My god. Horrifying and fascinating and absolutely filthy. it’s about a photographer from Newcastle who’s invited to show her work in a London exhibition. Her specialty is boys: slim, soft, curly-haired, whom she scouts and invites to her ~garage~ studio, where she strips them and takes increasingly explicit, fetishistic, and sometimes violent photos. The book follows her descent into a frantic, terrifying, muted mania, in her desperation to leave a mark on the world, interspersed with flashbacks about how she got here, and what she did to one particular boy, years ago.
I thought it actually mirrors American Psycho really well? Both characters commit increasingly violent and unhinged acts, and both are ignored when they confess outright; both reel at how they seem unable to leave a mark on the world, how no-one (relevant) reacts to them. This one is less brutally violent, but it’s just as dark, with constant themes of desire, assault, and abuse.

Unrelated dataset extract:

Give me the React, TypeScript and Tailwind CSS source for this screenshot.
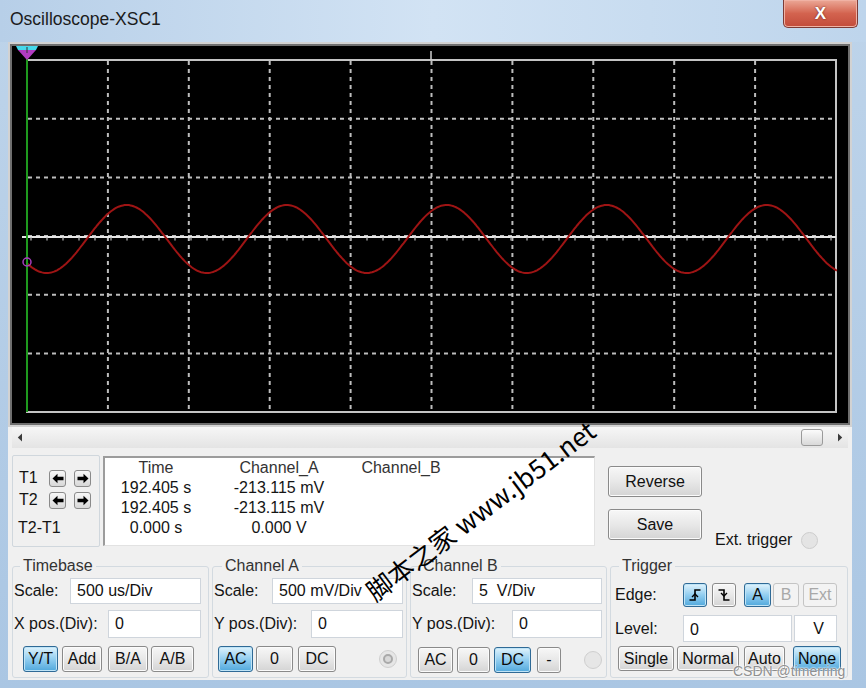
import React from "react";

const VX = [1, 2, 3, 4, 5, 6, 7, 8, 9].map((i) => 27 + i * 80.9);
const HY = [1, 2, 3, 4, 5].map((j) => 60 + j * 58.7);

function sinePath() {
  let d = "";
  for (let x = 27; x <= 838; x += 1.5) {
    const y = 239 + 34 * Math.cos((2 * Math.PI * (x - 46.7)) / 160);
    d += (d ? " L" : "M") + x.toFixed(1) + " " + y.toFixed(1);
  }
  return d;
}

function tickPath() {
  let d = "";
  for (let x = 31; x < 836; x += 16) d += `M${x} 237.5 v3 `;
  return d;
}

type BP = { className: string; sel?: boolean; dis?: boolean; children: React.ReactNode };
function Btn({ className, sel, dis, children }: BP) {
  const v = sel
    ? "border-[#2f6a96] bg-linear-to-b from-[#e0f3fc] via-[#92cef0] to-[#4fa8dc] shadow-[inset_0_0_0_1px_#bfe4f7] text-[#0a0a0a]"
    : dis
    ? "border-[#c4c4c4] bg-[#f3f3f3] text-[#a8a8a8]"
    : "border-[#8a8a8a] bg-linear-to-b from-[#f7f7f7] via-[#e8e8e8] to-[#d4d4d4] shadow-[inset_0_0_0_1px_#fbfbfb] text-[#111]";
  return (
    <div className={`flex items-center justify-center rounded-[3px] border text-[16px] leading-none ${v} ${className}`}>
      {children}
    </div>
  );
}

function Field({ className, children }: { className: string; children: React.ReactNode }) {
  return (
    <div className={`flex items-center bg-white border border-[#cfd5dc] pl-[6px] text-[16px] text-[#111] ${className}`}>
      {children}
    </div>
  );
}

function ArrowBtn({ dir }: { dir: "l" | "r" }) {
  return (
    <div className="w-[17px] h-[17px] rounded-[3px] border border-[#8a8a8a] bg-linear-to-b from-[#f7f7f7] to-[#d8d8d8] flex items-center justify-center">
      <svg width="12" height="11" viewBox="0 0 12 11">
        {dir === "l" ? (
          <path d="M0.5 5.5 L5.5 0.8 V3.8 H11.5 V7.2 H5.5 V10.2 Z" fill="#000" />
        ) : (
          <path d="M11.5 5.5 L6.5 0.8 V3.8 H0.5 V7.2 H6.5 V10.2 Z" fill="#000" />
        )}
      </svg>
    </div>
  );
}

function Led({ dot }: { dot?: boolean }) {
  return (
    <div className="w-[18px] h-[18px] rounded-full border border-[#cfcfcf] bg-[#e6e6e6] flex items-center justify-center">
      {dot && <div className="w-[10px] h-[10px] rounded-full border-[2px] border-[#a9a9a9] bg-[#d8d8d8]" />}
    </div>
  );
}

export default function App() {
  return (
    <div className="relative w-[866px] h-[688px] overflow-hidden bg-linear-to-b from-[#bed4ea] to-[#aac6e3] font-[family-name:Liberation_Sans,Arial,sans-serif] text-[#141414] flex flex-col">
      {/* Title bar */}
      <div className="h-[42px] flex items-start bg-linear-to-r from-[#b7cfe8] via-[#d2e3f4] to-[#bed5ec]">
        <div className="pl-[10px] pt-[8px] text-[17.5px] leading-[22px] text-[#1b1b1b]">Oscilloscope-XSC1</div>
        <div className="ml-auto mr-[8px] w-[75px] h-[28px] rounded-b-[5px] border border-t-0 border-[#7c3b36] bg-linear-to-b from-[#eba897] via-[#d3634f] to-[#c24b3a] shadow-[inset_0_0_0_1px_#f0b2a4] flex items-center justify-center">
          <span className="text-white font-bold text-[17px] leading-none [text-shadow:0_0_2px_#5a1a14]">X</span>
        </div>
      </div>

      {/* Body */}
      <div className="ml-[8px] w-[844px] h-[638px] bg-[#f0f0f0] flex flex-col">
        {/* Scope display */}
        <div className="h-[385px] border-2 border-[#d2d2d2]">
          <div className="w-full h-full border-2 border-[#6f6f6f] bg-black">
            <svg width="836" height="377" viewBox="12 46 836 377" className="block">
              <rect x="27" y="60" width="809" height="352" fill="none" stroke="#c4c4c4" strokeWidth="2" />
              {VX.map((x) => (
                <line key={"v" + x} x1={x} y1={61} x2={x} y2={411} stroke="#bdbdbd" strokeWidth="2" strokeDasharray="4 4" />
              ))}
              {HY.map((y) => (
                <line key={"h" + y} x1={28} y1={y} x2={835} y2={y} stroke="#bdbdbd" strokeWidth="2" strokeDasharray="4 4" />
              ))}
              <line x1="431" y1="51" x2="431" y2="60" stroke="#cfcfcf" strokeWidth="1.5" />
              {/* channel B trace */}
              <line x1="22" y1="237" x2="836" y2="237" stroke="#e6e6e6" strokeWidth="2" />
              <path d={tickPath()} stroke="#9a9a9a" strokeWidth="1.5" fill="none" />
              {/* channel A sine */}
              <path d={sinePath()} stroke="#9e1414" strokeWidth="2" fill="none" />
              {/* cursor */}
              <line x1="27" y1="50" x2="27" y2="412" stroke="#1e9a1e" strokeWidth="2" />
              <polygon points="16,46 38,46 36,50 18,50" fill="#45d8ea" />
              <polygon points="18,50 36,50 27,60" fill="#b23cc2" />
              <line x1="27" y1="47" x2="27" y2="53" stroke="#333" strokeWidth="1" />
              <circle cx="27" cy="262" r="4" fill="none" stroke="#a63cbd" strokeWidth="1.5" />
            </svg>
          </div>
        </div>

        {/* Scrollbar */}
        <div className="mx-[4px] h-[21px] flex items-center bg-linear-to-b from-[#f6f6f6] to-[#e4e4e4]">
          <div className="w-[16px] flex justify-center">
            <svg width="6" height="9" viewBox="0 0 6 9">
              <path d="M5 0.5 L0.8 4.5 L5 8.5 Z" fill="#3a3a3a" />
            </svg>
          </div>
          <div className="flex-1 h-full flex items-center justify-end pr-[9px]">
            <div className="w-[22px] h-[17px] rounded-[3px] border border-[#9a9a9a] bg-linear-to-b from-[#fbfbfb] to-[#d9d9d9]" />
          </div>
          <div className="w-[16px] flex justify-center">
            <svg width="6" height="9" viewBox="0 0 6 9">
              <path d="M1 0.5 L5.2 4.5 L1 8.5 Z" fill="#3a3a3a" />
            </svg>
          </div>
        </div>

        {/* Middle */}
        <div className="h-[109px] flex items-start pl-[4px]">
          <div className="mt-[7px] w-[88px] h-[92px] rounded-[2px] border border-[#d0d7dd] flex flex-col pt-[13px] text-[16px]">
            <div className="h-[18px] flex items-center">
              <div className="w-[36px] pl-[6px]">T1</div>
              <ArrowBtn dir="l" />
              <div className="w-[8px]" />
              <ArrowBtn dir="r" />
            </div>
            <div className="mt-[4px] h-[18px] flex items-center">
              <div className="w-[36px] pl-[6px]">T2</div>
              <ArrowBtn dir="l" />
              <div className="w-[8px]" />
              <ArrowBtn dir="r" />
            </div>
            <div className="mt-[10px] h-[18px] flex items-center pl-[5px]">T2-T1</div>
          </div>

          <div className="mt-[8px] ml-[3px] w-[492px] h-[90px] bg-white border-t-2 border-l-2 border-[#9c9c9c] border-r border-b border-r-[#e2e2e2] border-b-[#e2e2e2] grid grid-cols-[102px_144px_100px] auto-rows-[20px] text-[16px] leading-[20px] text-center">
            <div className="text-[#333]">Time</div>
            <div className="text-[#333]">Channel_A</div>
            <div className="text-[#333]">Channel_B</div>
            <div>192.405 s</div>
            <div>-213.115 mV</div>
            <div></div>
            <div>192.405 s</div>
            <div>-213.115 mV</div>
            <div></div>
            <div>0.000 s</div>
            <div>0.000 V</div>
            <div></div>
          </div>

          <div className="mt-[18px] ml-[13px] w-[94px] flex flex-col gap-[12px]">
            <Btn className="h-[31px] w-[94px]">Reverse</Btn>
            <Btn className="h-[31px] w-[94px]">Save</Btn>
          </div>

          <div className="mt-[83px] ml-[13px] h-[18px] flex items-center gap-[9px] text-[16px]">
            <span>Ext. trigger</span>
            <div className="w-[17px] h-[17px] rounded-full border border-[#cdcdcd] bg-[#e4e4e4]" />
          </div>
        </div>

        {/* Groups */}
        <div className="h-[123px] flex items-start pl-[4px] gap-[3px] text-[16px]">
          {/* Timebase */}
          <fieldset className="w-[197px] h-[121px] border border-[#d3dae0] rounded-[3px]">
            <legend className="ml-[7px] px-[3px] leading-[18px] text-[#333]">Timebase</legend>
            <div className="mt-[3px] h-[26px] flex items-center">
              <span className="pl-[1px]">Scale:</span>
              <Field className="ml-auto mr-[7px] w-[131px] h-[26px]">500 us/Div</Field>
            </div>
            <div className="mt-[6px] h-[28px] flex items-center">
              <span className="pl-[1px]">X pos.(Div):</span>
              <Field className="ml-auto mr-[7px] w-[93px] h-[28px]">0</Field>
            </div>
            <div className="mt-[8px] h-[26px] flex items-center pl-[10px]">
              <Btn sel className="w-[35px] h-[26px]">Y/T</Btn>
              <Btn className="ml-[4px] w-[40px] h-[26px]">Add</Btn>
              <Btn className="ml-[6px] w-[40px] h-[26px]">B/A</Btn>
              <Btn className="ml-[3px] w-[43px] h-[26px]">A/B</Btn>
            </div>
          </fieldset>

          {/* Channel A */}
          <fieldset className="w-[195px] h-[121px] border border-[#d3dae0] rounded-[3px]">
            <legend className="ml-[9px] px-[3px] leading-[18px] text-[#333]">Channel A</legend>
            <div className="mt-[3px] h-[26px] flex items-center">
              <span className="pl-[1px]">Scale:</span>
              <Field className="ml-auto mr-[3px] w-[131px] h-[26px]">500 mV/Div</Field>
            </div>
            <div className="mt-[6px] h-[28px] flex items-center">
              <span className="pl-[1px]">Y pos.(Div):</span>
              <Field className="ml-auto mr-[3px] w-[92px] h-[28px]">0</Field>
            </div>
            <div className="mt-[8px] h-[26px] flex items-center pl-[5px]">
              <Btn sel className="w-[35px] h-[26px]">AC</Btn>
              <Btn className="ml-[3px] w-[37px] h-[26px]">0</Btn>
              <Btn className="ml-[5px] w-[38px] h-[26px]">DC</Btn>
              <div className="ml-auto mr-[9px]">
                <Led dot />
              </div>
            </div>
          </fieldset>

          {/* Channel B */}
          <fieldset className="w-[197px] h-[121px] border border-[#d3dae0] rounded-[3px]">
            <legend className="ml-[9px] px-[3px] leading-[18px] text-[#333]">Channel B</legend>
            <div className="mt-[3px] h-[26px] flex items-center">
              <span className="pl-[1px]">Scale:</span>
              <Field className="ml-auto mr-[4px] w-[130px] h-[26px]">
                <span className="whitespace-pre">5  V/Div</span>
              </Field>
            </div>
            <div className="mt-[6px] h-[28px] flex items-center">
              <span className="pl-[1px]">Y pos.(Div):</span>
              <Field className="ml-auto mr-[4px] w-[90px] h-[28px]">0</Field>
            </div>
            <div className="mt-[9px] h-[26px] flex items-center pl-[7px]">
              <Btn className="w-[35px] h-[26px]">AC</Btn>
              <Btn className="ml-[4px] w-[33px] h-[26px]">0</Btn>
              <Btn sel className="ml-[4px] w-[37px] h-[26px]">DC</Btn>
              <Btn className="ml-[6px] w-[24px] h-[26px]">-</Btn>
              <div className="ml-auto mr-[4px]">
                <Led />
              </div>
            </div>
          </fieldset>

          {/* Trigger */}
          <fieldset className="w-[238px] h-[121px] border border-[#d3dae0] rounded-[3px]">
            <legend className="ml-[8px] px-[3px] leading-[18px] text-[#333]">Trigger</legend>
            <div className="mt-[8px] h-[24px] flex items-center">
              <span className="w-[72px] pl-[4px]">Edge:</span>
              <Btn sel className="w-[24px] h-[24px]">
                <svg width="16" height="16" viewBox="0 0 16 16">
                  <path d="M2.5 13 H8 V3 H13.5" stroke="#000" strokeWidth="1.6" fill="none" />
                  <path d="M5 10 L8 7 L11 10" stroke="#000" strokeWidth="1.4" fill="none" />
                </svg>
              </Btn>
              <Btn className="ml-[5px] w-[24px] h-[24px]">
                <svg width="16" height="16" viewBox="0 0 16 16">
                  <path d="M2.5 3 H8 V13 H13.5" stroke="#000" strokeWidth="1.6" fill="none" />
                  <path d="M5 6 L8 9 L11 6" stroke="#000" strokeWidth="1.4" fill="none" />
                </svg>
              </Btn>
              <Btn sel className="ml-[8px] w-[27px] h-[24px]">A</Btn>
              <Btn dis className="ml-[2px] w-[26px] h-[24px]">B</Btn>
              <Btn dis className="ml-[4px] w-[34px] h-[24px]">Ext</Btn>
            </div>
            <div className="mt-[8px] h-[27px] flex items-center">
              <span className="w-[72px] pl-[4px]">Level:</span>
              <Field className="w-[109px] h-[27px] pt-[3px]">0</Field>
              <Field className="ml-[2px] w-[43px] h-[27px] pl-0 justify-center">V</Field>
            </div>
            <div className="mt-[4px] h-[25px] flex items-center pl-[7px]">
              <Btn className="w-[56px] h-[25px]">Single</Btn>
              <Btn className="ml-[3px] w-[62px] h-[25px]">Normal</Btn>
              <Btn className="ml-[5px] w-[41px] h-[25px]">Auto</Btn>
              <Btn sel className="ml-[8px] w-[48px] h-[25px]">None</Btn>
            </div>
          </fieldset>
        </div>
      </div>

      {/* Watermarks */}
      <div className="absolute left-[480px] top-[510px] -translate-x-1/2 -translate-y-1/2 rotate-[-37deg] whitespace-nowrap text-[26px] leading-none text-black font-[family-name:Noto_Sans_CJK_SC,sans-serif]">
        脚本之家 www.jb51.net
      </div>
      <div className="absolute left-[733px] top-[663px] text-[14px] leading-[16px] text-[#8f8f8f] [text-shadow:0_0_2px_#fff,0_0_2px_#fff]">
        CSDN @timerring
      </div>
    </div>
  );
}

I really liked it. Normally in books I can’t resist finding bits of myself in different characters, wondering what I’d do in those situations, and this book did Not invite that at all. Of course, I related to her victims more than to her, but neither are particularly flattering. It thoroughly resisted attempts at projecting morality: her actions are utterly despicable, despite what she endures herself at the hands of her boys, and those around her are too steeped in a miasma of drugs, alcohol, dependence, and deprivation to help or care.
Vicious, vindictive, and violent. Fantastic.